Einfach waren die Staatsbesuche eines griechischen Regierungschefs im Nachbarland Türkei noch nie. Seit eh und je sind die Beziehungen zwischen den beiden Ländern angespannt, seit Gründung der türkischen Republik 1923 wurden sie immer wieder von Krisen am Rand eines bewaffneten Konflikts erschüttert. So gesehen konnte Alexis Tsipras am Dienstag sogar relativ unbeschwert nach Istanbul reisen.
Die Liste der zu behandelnden Themen ist trotzdem lang, und manche sind Dauerstreitpunkte. Neben der Ausbeutung von Bodenschätzen, Flüchtlingen und Hoheitsrechten in der Ägäis und im östlichen Mittelmeer wird es auch um ein religiöses Thema gehen: das Priesterseminar auf der türkischen Insel Heybeli, auf Griechisch Chalki.
Erster Besuch auf der Insel seit 1933
Tsipras wird am Mittwochmorgen zunächst die Hagia Sophia besuchen - einst größte Kirche der Christenheit, dann Moschee, dann Museum - und anschließend den Ökumenischen Patriarchen Bartholomaios I., Ehrenoberhaupt der Weltorthodoxie, im Istanbuler Stadtteil Phanar treffen. Gemeinsam wollen sie dann zum Priesterseminar Chalki reisen. Es ist der erste Besuch eines griechischen Ministerpräsidenten seit 1933 auf der Insel im Marmara-Meer.
Das Priesterseminar von Chalki auf der Prinzeninsel Heybeli bei Istanbul war seit 1844 der wichtigste Ausbildungsort für orthodoxe Geistliche. 1971 schloss die türkische Regierung die Lehrstätte. Als offizielle Begründung hieß es, private Universitäten seien illegal. Wer die Räume heute betritt, findet sie quasi unverändert vor. Gebäude und Garten werden nach wie vor instand gehalten. Seit 48 Jahren hofft man dort auf eine baldige Wiedereröffnung.

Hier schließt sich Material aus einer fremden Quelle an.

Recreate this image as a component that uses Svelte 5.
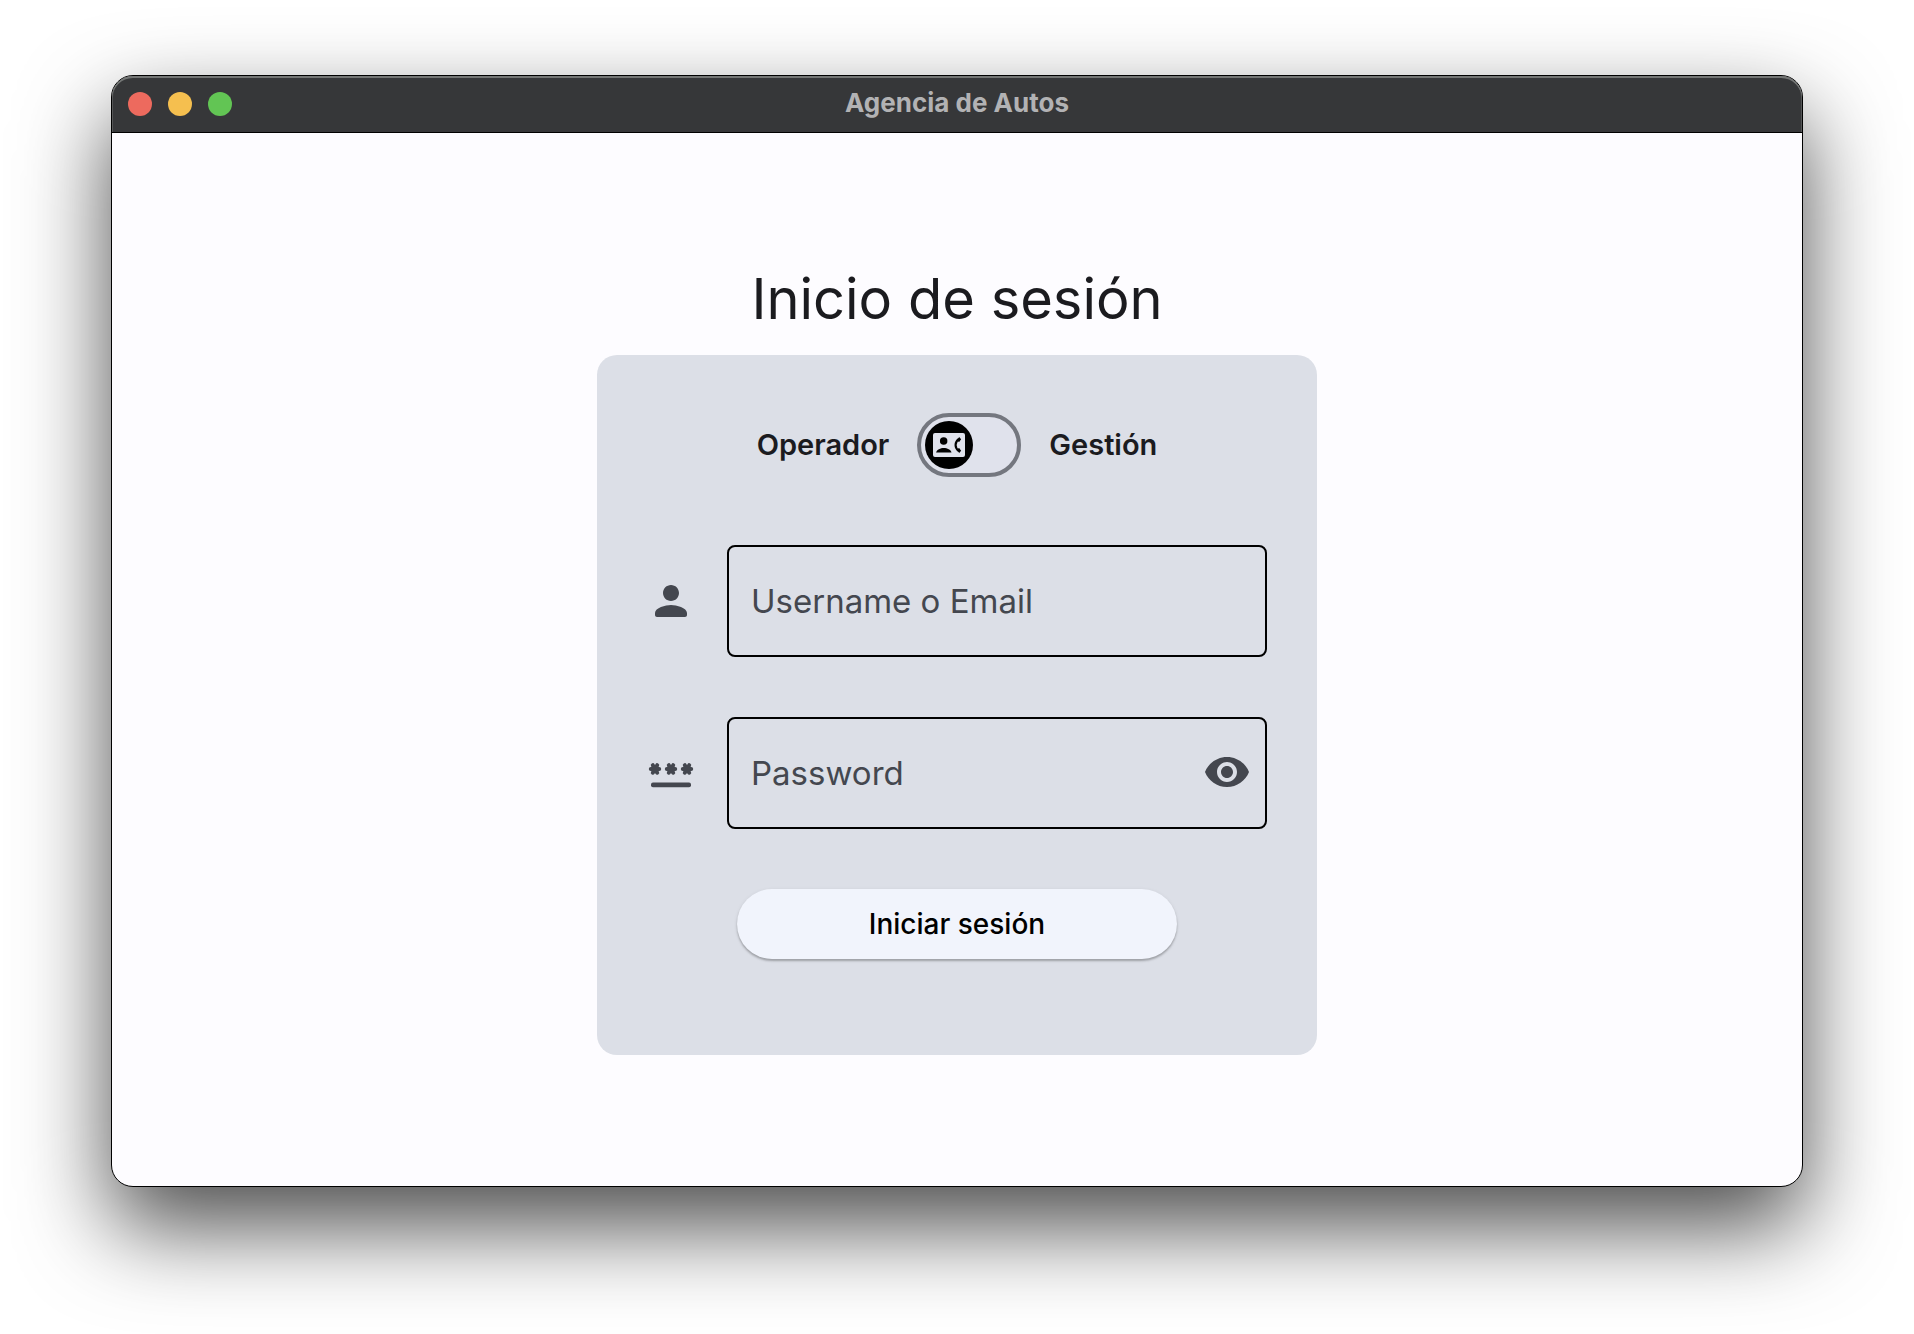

Denn die Situation bringt die inzwischen auf knapp 2.000 Mitglieder geschrumpfte Gemeinde der griechisch-orthodoxen Christen zunehmend in Bedrängnis. Der Patriarch muss laut türkischem Gesetz in der Türkei geboren sein. Da durch die Schließung des Seminars auf der Prinzeninsel aber keine Priester mehr im Land ausgebildet werden können, geht der Gemeinde langsam der Nachwuchs aus. Zusätzlich verkompliziert wird die Situation, weil der Patriarch von Istanbul neben seiner Funktion innerhalb seiner Gemeinde auch das Oberhaupt aller orthodoxen Christen weltweit ist - was Ankara wiederum nicht anerkennt.
Teil der Beitrittsverhandlungen zur EU
Dass das Thema eine schnelle Lösung findet, ist unwahrscheinlich. Seit Jahren sind internationale Appelle, das Seminar wieder zu öffnen, fruchtlos geblieben. Die Wiedereröffnung des Priesterseminars war bisher auch Teil der Beitrittsverhandlungen der Türkei zur EU. Dies sei eine Sache der Religionsfreiheit und der Minderheitenrechte, hieß es von deren Seite. Die Tatsache, dass ein Beitritt des islamischen Landes zur Union weiter weg erscheint denn je, bietet ebenfalls wenig Grund zum Optimismus in der Causa Chalki.
2013 wurden immerhin die 190 Hektar Land des Seminars an die Stiftung des Klosters zurückgegeben. Die Türkei wiederum verweist auf die Lage der muslimischen Minderheit in Griechenland. Über 200.000 Moslems mussten jahrelang ohne eine Moschee auskommen. Durch muslimische Flüchtlinge ist deren Zahl weiter angewachsen.
Die Moschee aber wurde nach zähem Widerstand nationalkonservativer Kreise in Griechenland im April 2017 fertiggestellt. Dass jedoch Athen türkische Soldaten, die in der Putschnacht im Juli 2016 nach Griechenland geflohen waren, nicht ausliefert, bietet Ankara ebenfalls einen Grund, das Priesterseminar zunächst nicht wiederzueröffnen.
Noch etwa 1.700 Griechen in Istanbul
Nach dem Unabhängigkeitskrieg 1923 kam es zu einem großen Bevölkerungsaustausch zwischen Griechenland und der Türkei, von dem die Istanbuler Griechen zunächst ausgenommen waren. Nach einem Pogrom 1955, das maßgeblich von der damaligen Regierung angezettelt wurde, verließen mehr als 100.000 Griechen die Stadt. Heute leben noch etwa 1.700 Griechen in Istanbul. Aber auch wenn die Gemeinde auf einen Bruchteil zusammengeschmolzen ist, bleibt die Hoffnung auf ein eigenes Priesterseminar sehr lebendig.